Hier, 12 mars 2011, Reporters Sans Frontières (RSF) organisait la journée mondiale contre la cyber censure.

Moi, qui suis un utilisateur chevronné  d’internet et sensible à tout ce qui censure, j’étais tout ému. Je me précipite sur les informations pour voir ce que nous disait RSF et je découvre la liste noire des pays qui mènent la guerre à la liberté sur le web: Arabie Saoudite, Birmanie, Chine, Corée du Nord, Cuba, Iran, Ouzbékistan, Syrie, Turkmenistan… Ah, les méchants, les ignobles, les censeurs! Heureusement que RSF est là pour m’en informer!

A première vue, sachant que RSF est une ONG qui a les moyens d’investiguer, recevant entre autres de gros financements du gouvernement américain (moi qui croyais que c’était une ONG?), je me dis qu’ils savent de quoi ils parlent. Mais en regardant de plus près, non, ils ne savent pas de quoi il parlent (enfin, faisons semblant que ce n’était pas intentionnel de leur part et que toute coïncidence avec l’attaque des cibles des USA n’est que fortuite).

Ainsi, Cuba se trouve dans la même liste que forment des pays comme l’Arabie Saoudite, la Corée du Nord, l’Ouzbekistan, le Turkmenistan…. Ben voyons! Ces méchants communistes qui ne respectent aucune démocratie et qui maintiennent le peuple cubain dans l’ignorance en censurant le web!

Sur le sujet de l’internet à Cuba, Reporters Sans Frontières ment. Je sais que cela choque les bonnes âmes qui se lavent le cerveau avec la télé, mais RSF ment au sujet de Cuba: il n’y a pas de censure de l’internet à Cuba.

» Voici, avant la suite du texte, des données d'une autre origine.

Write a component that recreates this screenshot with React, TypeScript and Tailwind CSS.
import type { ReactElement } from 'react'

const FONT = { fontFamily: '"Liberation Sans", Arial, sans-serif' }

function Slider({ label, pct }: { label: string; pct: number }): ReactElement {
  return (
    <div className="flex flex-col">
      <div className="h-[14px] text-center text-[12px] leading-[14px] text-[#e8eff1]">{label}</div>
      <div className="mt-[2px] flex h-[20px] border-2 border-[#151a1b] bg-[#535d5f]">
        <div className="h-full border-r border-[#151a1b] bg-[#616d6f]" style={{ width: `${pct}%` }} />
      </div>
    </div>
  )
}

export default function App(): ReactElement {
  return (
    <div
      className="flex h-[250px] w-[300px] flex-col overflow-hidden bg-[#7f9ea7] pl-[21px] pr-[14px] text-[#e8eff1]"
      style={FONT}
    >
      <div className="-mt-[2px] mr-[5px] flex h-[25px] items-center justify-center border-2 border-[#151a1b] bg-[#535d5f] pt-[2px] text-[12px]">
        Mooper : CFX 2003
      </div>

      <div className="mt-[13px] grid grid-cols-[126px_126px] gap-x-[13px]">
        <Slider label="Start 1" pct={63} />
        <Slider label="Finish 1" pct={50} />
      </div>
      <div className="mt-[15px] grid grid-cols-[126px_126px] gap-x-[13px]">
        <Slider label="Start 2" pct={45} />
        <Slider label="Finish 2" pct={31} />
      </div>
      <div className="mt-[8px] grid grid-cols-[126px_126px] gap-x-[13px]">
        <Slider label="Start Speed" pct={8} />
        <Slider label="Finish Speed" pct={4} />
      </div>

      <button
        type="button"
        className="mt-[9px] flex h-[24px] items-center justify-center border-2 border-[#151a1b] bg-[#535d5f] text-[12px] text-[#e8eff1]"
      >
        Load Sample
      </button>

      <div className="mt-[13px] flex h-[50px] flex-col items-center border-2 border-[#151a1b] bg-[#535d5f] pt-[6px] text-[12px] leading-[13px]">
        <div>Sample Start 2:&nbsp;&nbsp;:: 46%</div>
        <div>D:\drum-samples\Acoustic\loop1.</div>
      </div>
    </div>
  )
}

J’entends d’ici les indignations de ceux qui se trémoussent en disant que c’est ignoble, que je suis un partisan des dictatures, que c’est bien connu qu’à Cuba le peuple est muselé, qu’ils n’ont pas droit à internet, que la police surveille et qu’au moindre bruit de clavier en activité il y a un commando des sbires de Castro qui débarque et annihile la pauvre personne éprise de liberté, en l’envoyant pour des longues années au fin fond d’un goulag castriste (et pourtant je les rassure, Guantanamo est contrôlée par les américains!).
Qu’à cela ne tienne! Depuis des années les médias marchands et RSF martèlent (où plutôt goebbelsent) qu’à Cuba internet est réservé aux touristes, dans les hôtels, qu’il est très cher, que les cubains n’y ont accès et qu’il est très lent, signe évident de censure de la part d’un système qui veut du mal à tout le monde. Mais que se cache-t-il derrière tout ceci?

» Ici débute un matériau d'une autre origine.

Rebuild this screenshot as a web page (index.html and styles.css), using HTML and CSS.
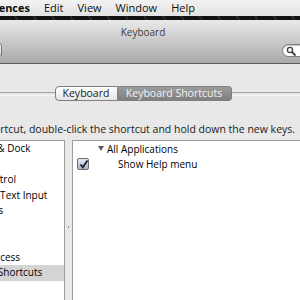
FILE: index.html
```html
<!DOCTYPE html>
<html lang="en">

<head>
    <meta charset="UTF-8">
    <meta name="viewport" content="width=device-width, initial-scale=1.0">
    <link rel="stylesheet" href="styles.css">
    <title>Keyboard</title>
</head>

<body>
    <div class="menubar">
        <span class="menuApp">System Preferences</span>
        <span>Edit</span>
        <span>View</span>
        <span>Window</span>
        <span>Help</span>
    </div>
    <div class="desktop"></div>
    <div class="window">
        <div class="titlebar">
            <div class="title">Keyboard</div>
            <div class="toolbar">
                <div class="showAll">Show All</div>
                <div class="search">
                    <svg width="12" height="12" viewBox="0 0 12 12">
                        <circle cx="5" cy="5" r="2.6" fill="none" stroke="#444" stroke-width="1.4"/>
                        <path d="M7 7 L10 10" stroke="#444" stroke-width="1.8" stroke-linecap="round"/>
                    </svg>
                </div>
            </div>
        </div>
        <div class="content">
            <div class="tabs">
                <span class="tab tabLeft">Keyboard</span>
                <span class="tab tabRight selected">Keyboard Shortcuts</span>
            </div>
            <p class="hint">To change a shortcut, double-click the shortcut and hold down the new keys.</p>
            <div class="panes">
                <ul class="categories">
                    <li>Launchpad &amp; Dock</li>
                    <li>Display</li>
                    <li>Mission Control</li>
                    <li>Keyboard &amp; Text Input</li>
                    <li>Screen Shots</li>
                    <li>Services</li>
                    <li>Spotlight</li>
                    <li>Universal Access</li>
                    <li class="active">Application Shortcuts</li>
                </ul>
                <div class="splitter"><span class="grip"></span></div>
                <div class="shortcuts">
                    <div class="row group"><span class="arrow"></span>All Applications</div>
                    <div class="row item">
                        <span class="check">
                            <svg width="11" height="11" viewBox="0 0 11 11">
                                <path d="M2.5 5.5 L4.8 8.3 L9.5 1.5" fill="none" stroke="#111a2c" stroke-width="1.7"/>
                            </svg>
                        </span>
                        <span class="label">Show Help menu</span>
                    </div>
                </div>
            </div>
        </div>
    </div>
</body>

</html>
```

FILE: styles.css
```css
* {
    padding: 0;
    margin: 0;
    list-style: none;
    box-sizing: border-box;
}

body {
    width: 300px;
    height: 300px;
    overflow: hidden;
    font-family: "Lucida Grande", "Open Sans", sans-serif;
    color: #111;
    background: #e8e8e8;
}

.menubar {
    display: flex;
    gap: 14px;
    height: 16px;
    line-height: 16px;
    font-size: 11px;
    white-space: nowrap;
    background: linear-gradient(#f2f2f2, #e2e2e2);
}

.menubar .menuApp {
    flex: none;
    width: 119px;
    margin-left: -89px;
    text-align: right;
    font-weight: bold;
}

.desktop {
    height: 4px;
    background: repeating-linear-gradient(60deg, #121212 0 14px, #2a2a2a 14px 16px);
}

.window {
    width: 526px;
    margin-left: -120px;
}

.titlebar {
    padding-top: 6px;
    background: linear-gradient(#e9e9e9, #a9a9a9);
    border-bottom: 1px solid #5a5a5a;
}

.titlebar .title {
    height: 13px;
    line-height: 13px;
    font-size: 10px;
    color: #3c3c3c;
    text-align: center;
}

.toolbar {
    display: flex;
    justify-content: space-between;
    align-items: center;
    height: 24px;
    padding: 4px 14px 6px 52px;
}

.toolbar .showAll {
    width: 70px;
    height: 14px;
    line-height: 13px;
    font-size: 9px;
    text-align: center;
    border: 1px solid #777;
    border-radius: 3px;
    background: linear-gradient(#fafafa, #d4d4d4);
}

.toolbar .search {
    width: 110px;
    height: 13px;
    padding: 0 0 0 2px;
    border: 1px solid #7d7d7d;
    border-radius: 7px;
    background: #fff;
    box-shadow: inset 0 1px 1px rgba(0, 0, 0, 0.25);
}

.toolbar .search svg {
    display: block;
}

.content {
    padding: 22px 0 0 39px;
}

.tabs {
    display: flex;
    align-items: center;
    margin-left: -39px;
}

.tabs::before,
.tabs::after {
    content: '';
    flex: 1;
    height: 2px;
    border-top: 1px solid #a2a2a2;
    border-bottom: 1px solid #f6f6f6;
}

.tabs .tab {
    height: 15px;
    line-height: 13px;
    font-size: 10.5px;
    text-align: center;
    border: 1px solid #7f7f7f;
}

.tabs .tabLeft {
    width: 63px;
    border-radius: 4px 0 0 4px;
    background: linear-gradient(#ffffff, #e6e6e6);
    color: #1a1a1a;
}

.tabs .tabRight {
    width: 114px;
    border-left: none;
    border-radius: 0 4px 4px 0;
}

.tabs .selected {
    background: linear-gradient(#9c9c9c, #7f7f7f);
    color: #f2f2f2;
}

.hint {
    margin: 22px 0 5px 2px;
    height: 12px;
    line-height: 12px;
    font-size: 10.5px;
    color: #1a1a1a;
    white-space: nowrap;
}

.panes {
    display: flex;
    height: 174px;
}

.categories {
    width: 146px;
    border: 1px solid #9d9d9d;
    background: #fff;
}

.categories li {
    height: 15.5px;
    line-height: 15.5px;
    padding-left: 23px;
    font-size: 10px;
    color: #000;
    white-space: nowrap;
}

.categories .active {
    background: #d4d4d4;
}

.splitter {
    display: flex;
    align-items: center;
    justify-content: center;
    width: 7px;
}

.splitter .grip {
    width: 1px;
    height: 2px;
    background: #8c8c8c;
}

.shortcuts {
    width: 308px;
    border: 1px solid #9d9d9d;
    background: #fff;
}

.shortcuts .row {
    display: flex;
    align-items: center;
    height: 15.5px;
    font-size: 10px;
    color: #000;
    white-space: nowrap;
}

.shortcuts .group {
    padding-left: 25px;
}

.shortcuts .arrow {
    width: 0;
    height: 0;
    margin-right: 3px;
    border-left: 3px solid transparent;
    border-right: 3px solid transparent;
    border-top: 5px solid #5b5b5b;
}

.shortcuts .item {
    padding-left: 4px;
}

.shortcuts .check {
    display: block;
    width: 12px;
    height: 12px;
    border: 1px solid #6c7078;
    border-radius: 2px;
    background: linear-gradient(#e3e8ef, #a6b3c5);
}

.shortcuts .check svg {
    display: block;
}

.shortcuts .label {
    margin-left: 29px;
}
```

Je tiens tout d’abord à signaler à tous ceux qui ne se sont pas donné la peine de s’informer et se sont contentés de lire la presse marchande que Cuba n’a jamais pu se relier directement à internet. Pour cause: les Etats-Unis lui ont refusé la possibilité de se connecter au câble qui passe à côté de l’île et les relie au continent européen. Question d’embargo et d’emmerder les cubains, disent-ils.
Cet embargo que l’ONU condamne à l’unanimité mais qui écrase Cuba depuis cinquante ans. Je veux bien qu’on critique Cuba pour une censure inexistante, mais qu’on aille jusqu’au bout des choses: les USA sont le plus grand censeur de l’internet cubain! Comment est-ce qu’on peut critiquer un pays pour la censure de l’internet, alors qu’il n’a même pas eu la possibilité de se relier aux câbles internet sous-marins?

Pour palier à cette absence de connexion, qui isole dramatiquement l’île des Caraïbes, les autorités cubaines se sont orientées vers la seule possibilité qui leur restait: la connexion par satellite. Or, cette connexion a deux désavantages de taille: elle est infiniment plus lente que la connexion par le câble sous-marin et coûte quatre fois plus cher. Inutile que je vous fasse un dessin ou tout une conférence creuse et prétentieuse pour vous expliquer que la bande passante pour toute l’île n’équivaut même pas à la bande passante d’un petit quartier d’agglomération française. Et ce, pour 11 millions d’habitants! Pour mieux comprendre, regardons les chiffres: la bande passante de Cuba en 2009 était de 65 mégas en débit descendant et de 128 mégas en débit ascendant. Je vous laisse le soin d’additionner la bande passante que vous avez avec celle de vos voisins pour comprendre qu’il n’est même pas besoin de se référer à tout le quartier, votre voisinage immédiat suffit pour dépasser la bande passante de Cuba.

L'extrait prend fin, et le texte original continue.